In 1997, Rosenthal joined the Montreal Expos as a pitching coach. Five years later, he became the pitching coordinator for the Florida Marlins (renamed the Miami Marlins in 2012), and one year later, the team’s pitching coach. He recalls his childhood backyard baseball dreams of becoming a player in a World Series game, and while Rosenthal wasn’t on the field in 2003 when the Marlins took the win over the Yankees, he says being a coach was “every synonym that you can think of for amazing, times 1,000.” 

But as Rosenthal had already learned in his somewhat serendipitous transition from player to coach, life is ever-changing. By the time he left the Marlins last year, he had become more than a former MLB pitcher, pitching coach and coordinator. Now he was a well-established Palm Beach Gardens resident who belonged to a family of five, which includes his wife, Tammy, his stepchildren, Hunter and Parker, and his and Tammy’s son, Braden.

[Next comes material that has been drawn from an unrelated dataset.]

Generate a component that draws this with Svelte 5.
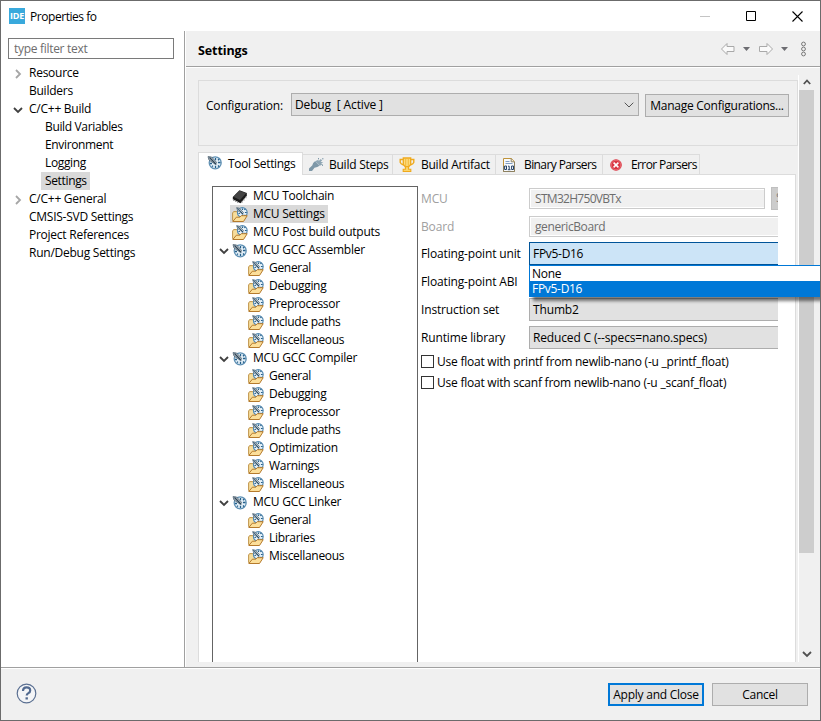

It was with his family in mind that Rosenthal applied for his current position as the athletic director at St. Mark’s, where his job allows him to stay in one place and spend more time with his family. 

Rosenthal says that coming to St. Mark’s has opened his eyes to a new perception of himself. “I used to think that baseball was who I was, but it was just what I did. It’s not all that I am,” he says. Who he strives to be at the school, he explains, is someone who helps children learn teamwork and “to have each other’s backs”—values he believes are important in life, not just in sports. 

“To hear little kids call out my name and know that I get to be a part of their lives like that … it’s everything,” he says. “Now [that] God has pushed me in this direction, I’m going to run with it.”